`Health-Care Enron' Scandal Erupts:
Exposes D.C. General Shutdown Corruption
Nov. 11, 2002 (EIRNS)—Hospitals and health-care institutions across the country, including in Washington, D.C., are threatened by the rapidly unravelling financial crisis around National Century Financial Enterprises (NCFE)—the now-insolvent firm which finances the accounts-receivables of hospitals and other institutions. The lives and well-being of thousands of patients are at risk, as health-care personnel, including nurses and emergency-room physicians, and medical-equipment supplies, are not being paid.
This scandal erupting around NCFE and its partner Doctors Community Healthcare Corp. (DCHC), was foreseen, but ignored by Congress last year, when Congress failed in its moral duty to override the actions of D.C. Mayor Anthony Williams and the D.C. Financial Control Board. Congress agreed to the shutdown of the capital's only public hospital—D.C. General Hospital—and privatized the District's health-care system.

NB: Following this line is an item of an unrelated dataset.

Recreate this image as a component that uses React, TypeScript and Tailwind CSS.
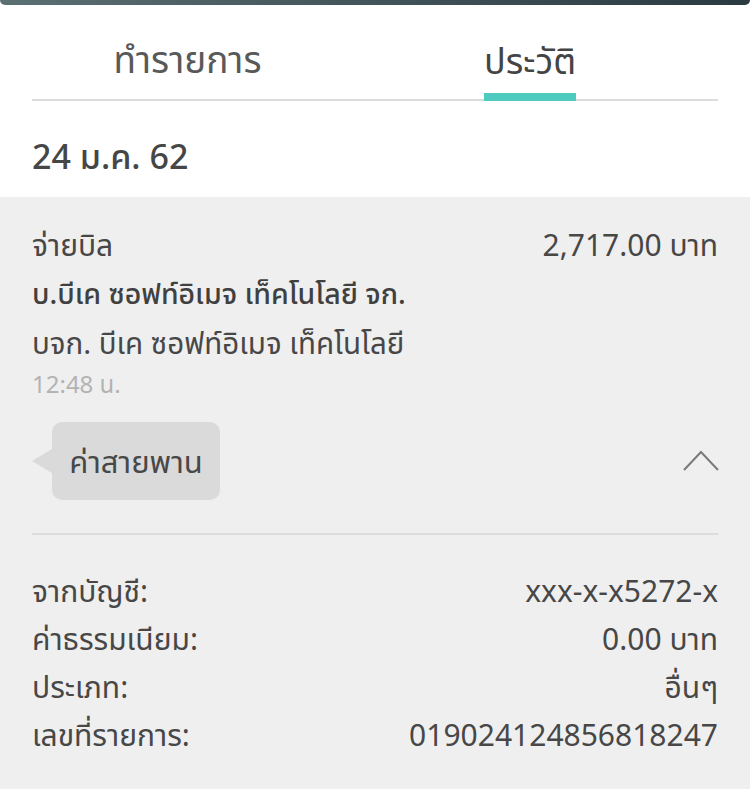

Spokesmen for EIR and for Lyndon LaRouche warned last year that DCHC and NCFE had been investigated and sued for fraud and racketeering in a number of jurisdictions, and that they had been charged with looting hospitals and health-care institutions after capturing the income-stream of those institutions. But Congress, led by Senate Majority Leader Tom Daschle, operating under the corrupt influence of D.C. Delegate Eleanor Holmes Norton and her aide Donna Brazile, capitulated to the actions of Wall Street's Financial Control Board and refused to reverse the shutdown of D.C. General. Now, the nation's capital is paying the price of their moral cowardice.
National Century—described as the nation's largest financier of health-care receivables—makes loans to hospitals and other institutions at high interest rates, and buys up their receivables due from HMOs, and from the federal government as Medicare and Medicaid reimbursements, so that those institutions can obtain quick cash to operate. National Century then "bundles" these receivables and issues bonds to finance its ongoing operations. However, since May, National Century has been unable to issue new bonds—because of questions about its own accounting practices. It is now in default to some bondholders, and it has missed payments to doctors, nurses, and other health-care providers. According to sources familiar with the situation, $500 million is missing from NCFE reserve accounts.
Among institutions affected is Greater Southeast Community Hospital in the District, the hospital which was given the contract last year to shut down and take over its only public hospital, D.C. General Hospital. Greater Southeast was purchased by DCHC (of which NCFE is part owner) in 200O with $30 million in financing from NCFE, and NCFE has continued to pick up Greater Southeast's receivables, to the point where Greater Southeast been unable to pay its vendors. Those not being paid range from private companies which provide nurses to Greater Southeast (one reportedly is owed $4 million), to smaller vendors, including a provider of laundry services.
Nationwide, NCFE has stopped making payments to at least 60 health-care companies, at least one of which has already been forced into Chapter 11 bankruptcy. The DCHC-owned Michael Reese Hospital in Chicago says it is having trouble meeting its payroll. Other health-care providers and suppliers will likely be forced into bankruptcy over the next few weeks. Meanwhile, NCFE is diverting funds from hospitals and health-care providers in order to pay banks and bondholders; among its major underwriters are Credit Suisse First Boston, ING, J.P. Morgan/Chase, and Bank One.
If Congress had taken up the issue of D.C. General last year, as was its moral obligation under its responsibility for the welfare of the nation's capital, much of the disaster currently unfolding, could have been prevented.